I think people like to be teased with hints of a larger plan, just as they like to be teased with hints of a steamier relationship. I also think that the XF plays on the tension inherent in pervasive disillusionment with and distrust of government. Warning -- high-falutin' babble ahead.The problem is this: When there's evidence everywhere that powerful figures do not deserve our trust and anyone we rely on may betray us, how do we make decisions? The answer is that reflexive distrust leads inevitably to blind trust. We see this in Mulder, whose distrust is so all-pervasive that he trusts *everyone who gives him some cockamamie story*! And this isn't a contradiction. It's the natural consequence of the distrust that has stripped away the traditional signals of trustworthiness, such as having a good reputation in the community or having a coherent narrative to explain an event. XF viewers are to M&S as Mulder is to his sources: we're supposed to trust M&S just because they're the protagonists and we hear the "bad" music when their antagonists appear. But we don't really know if M&S are saving humanity or standing in the way of its ruthless but correct saviors. In my work, I tend to explore the personal aspects of this -- how do you know who *you* are, and whether you can trust yourself and your perceptions?
[Fannish accolades] makes me laugh maniacally. Okay, so it's evoked long-suppressed ambitions to write fiction. There's nothing more satisfying than having people respond that your writing made them feel strongly, even if they didn't agree with your character interpretations. And when I'm feeling down I look back at my favorite feedback. Don't tell me you don't do it too.
[On being a cyber-celebrity] Feeling like I have to live up to an image. I got one response recently -- "usually you're so good, but this was awful." It hurt. I responded politely but now my inner cyberbitch wishes I hadn't. And it's funny, because I think my technical skills have improved a lot over time. That feedback fed back into my anxieties, since the worst problem I have is trying to figure out if I've written something worth reading. My writing is entirely composed of problems. I ramble, I digress. I skip important parts of the story because I don't want to bother writing them. I can be quite opaque when I don't try. So I rewrite, rewrite, get beta feedback, and give up. No creative work is ever finished, it is only abandoned.

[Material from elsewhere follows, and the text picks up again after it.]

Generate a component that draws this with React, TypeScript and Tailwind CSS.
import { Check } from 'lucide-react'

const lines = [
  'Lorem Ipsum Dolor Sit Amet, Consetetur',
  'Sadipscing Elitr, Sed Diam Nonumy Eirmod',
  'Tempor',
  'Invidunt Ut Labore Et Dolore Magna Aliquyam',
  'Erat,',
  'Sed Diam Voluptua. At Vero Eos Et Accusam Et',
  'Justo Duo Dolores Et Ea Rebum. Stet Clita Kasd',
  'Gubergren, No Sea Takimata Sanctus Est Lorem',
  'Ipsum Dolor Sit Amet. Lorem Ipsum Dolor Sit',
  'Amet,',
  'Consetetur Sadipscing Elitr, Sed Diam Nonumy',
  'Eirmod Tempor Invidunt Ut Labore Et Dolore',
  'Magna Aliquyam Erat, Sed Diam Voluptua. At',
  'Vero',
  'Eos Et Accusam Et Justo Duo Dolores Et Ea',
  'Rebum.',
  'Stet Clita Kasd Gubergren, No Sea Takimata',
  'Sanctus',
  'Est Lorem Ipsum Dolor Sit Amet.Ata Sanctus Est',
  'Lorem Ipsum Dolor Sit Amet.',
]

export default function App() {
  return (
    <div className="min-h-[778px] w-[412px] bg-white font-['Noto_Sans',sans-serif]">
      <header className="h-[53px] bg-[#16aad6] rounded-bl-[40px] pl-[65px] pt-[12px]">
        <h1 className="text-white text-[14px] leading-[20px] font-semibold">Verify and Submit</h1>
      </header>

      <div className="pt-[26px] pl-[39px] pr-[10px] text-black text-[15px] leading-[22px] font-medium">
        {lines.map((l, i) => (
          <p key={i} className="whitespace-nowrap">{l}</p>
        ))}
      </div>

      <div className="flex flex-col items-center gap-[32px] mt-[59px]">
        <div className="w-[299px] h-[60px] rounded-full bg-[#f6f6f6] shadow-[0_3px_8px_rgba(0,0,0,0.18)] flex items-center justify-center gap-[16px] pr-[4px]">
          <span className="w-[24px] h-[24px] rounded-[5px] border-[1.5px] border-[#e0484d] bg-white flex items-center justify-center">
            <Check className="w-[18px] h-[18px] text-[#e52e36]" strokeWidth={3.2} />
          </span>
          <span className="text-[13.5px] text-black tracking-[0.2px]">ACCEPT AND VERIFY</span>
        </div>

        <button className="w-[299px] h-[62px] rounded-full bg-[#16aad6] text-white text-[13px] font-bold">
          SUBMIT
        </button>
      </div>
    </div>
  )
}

A close friend from high school knows [I write fanfic], and also my significant other. As far as I'm aware, my other non-XF-writing friends don't know, and I don't want them to. I fear being labeled as weirder than they already think I am. Also, my SO's reaction wasn't exactly encouraging. Shaky and trembling, I gave him 'Acadia,' and he was [long pause] dumbfounded, I guess is the nicest way to describe it. Then I gave him Iolokus I, and warned that it was a lot rougher than Acadia. He asked, "rougher than a story in which a woman is slowly dying across every page?" I said yes. Also, he hates the X Files. Every time we discuss it he imitates Scully yelling "drop it!" which he thinks is her modal line. And he didn't approve of the sex scenes in Iolokus.
As long as I can see some canonical evidence that supports a character interpretation, I'm willing to speculate and add data until a fully formed character comes through. Smoochies turn me off unless they're incredibly well-justified -- this ain't Buffy the Vampire Slayer, and a damn shame too given the average writing quality of the two shows. "Fox" and "Dana" *really* turn me off unless a court order is involved. I can accept almost every possible romantic/sexual pairing, I guess, although I find M/K implausible unless the author makes clear that the relationship is anything but healthy. On the other hand, that could be said of my taste in MSRs as well. My personal prediliction is for partnership-focused stories in which the partners have to interact in some way with the rest of the world, instead of just staring into one another's eyes, and my preferred view of Moose and Squirrel is the following: They put the "fun" in dysfunctional. They could say "this hurts me more than it hurts you" and it would be true. They are best friends and perfect strangers, and this understandably frustrates them somewhat. I suspect that my view is influenced by the fact that I joined XF fandom at "Jose Chung's From Outer Space" -- still the best episode ever, by the way -- and only saw the fluffier early versions in reruns.